The mystery of the supermassive black hole at the center of our Milky Way has finally been solved. The world has been gifted with the second photo ever of a supermassive black hole, released after years of research. The scientists at Event Horizon telescope (EHT) released the first image of Sagittarius A*, the supermassive black hole at the center of our galaxy. This was another major announcement after the first image of a black hole was announced in 2019. So let's know more about this important announcement in detail.

For years supermassive black holes have been a mystery. How these supermassive black holes were formed in the early universe is still a mystery that astronomers are trying to figure out.
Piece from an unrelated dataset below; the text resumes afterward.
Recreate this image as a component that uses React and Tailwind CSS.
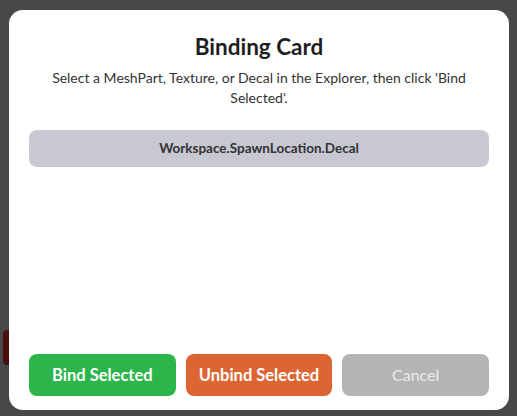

Scientists have long believed that a supermassive black hole hidden deep in our galaxy's chaotic central region was the only possible explanation for the strange things that occur there, such as giant stars slingshotting around an invisible something in space at a significant fraction of the speed of light. However, they have been cautious to declare so explicitly. When astronomers Reinhard Genzel and Andrea Ghez received a portion of the 2020 Nobel Prize in Physics for their work on Sagittarius A*, their citation said that they were honored for "discovering a gigantic compact object at the center of our galaxy," not the finding of a "black hole.
The EHT uses a method known as very long baseline interferometry (VLBI), which unites radio observatories on different continents to build a virtual Earth-size telescope.
The first final result from that work has already been seen: M87*. During the same campaign, the team collected raw data for the Sagittarius A* photograph, but turning those observations into an actual image took significantly longer.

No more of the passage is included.